Attach these documents to the RFP and incorporate pass or fail gates in the scorecard.


8. Reference Checks that Matter

Many reference calls devolve into casual chats. Use a structured script.

  • How long did full integration take, from kickoff to first dollar attributed?
  • What unexpected costs appeared after signature?
  • How does the vendor handle feature requests and bug fixes?
  • What usage metrics prove value to leadership?
  • If you had to replace the platform tomorrow, what would you miss most and least?

Seek references that match your use case. A B2C affiliate leader may love a platform that fails inside a B2B co-sell motion.

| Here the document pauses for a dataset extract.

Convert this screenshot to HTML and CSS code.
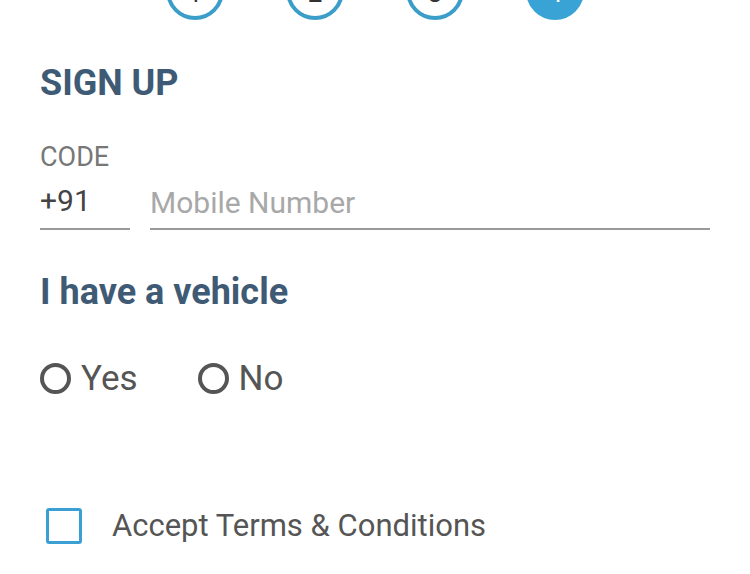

9. Warning Signs and Red Flags

  1. Opaque pricing tiers that make it hard to calculate three-year spend
  2. Connector roadmaps filled with “coming soon” labels for your most critical systems
  3. One-size-fits-all demos with no adjustment for your data model
  4. High professional services dependence without a clear handoff to internal admins
  5. Poor product documentation visible in public knowledge bases

Flag these issues during weekly steering-committee checkpoints to avoid late-stage surprises.


10. Craft the Executive Recommendation

Translate your analysis into a concise brief. Include:

  • The business objective and gap
  • The weighted scorecard with rankings
  • Financial summary and NPV table
  • Key risks plus mitigation actions
  • Requested budget and timeline

Keep the brief to two pages and link supporting detail in an appendix. Executives want a clear thesis, not a feature dump.


Conclusion

Adding a partner marketing platform is not about trend chasing. It is a capital allocation choice that should unlock new revenue streams and reduce operational drag. By anchoring the search to defined revenue goals, separating must-haves from nice-to-haves, and validating vendor claims through structured tests, marketing and martech leaders can select a platform that fits both strategy and stack. A disciplined evaluation today prevents costly rewrites tomorrow and turns the partner channel into a measurable engine of growth.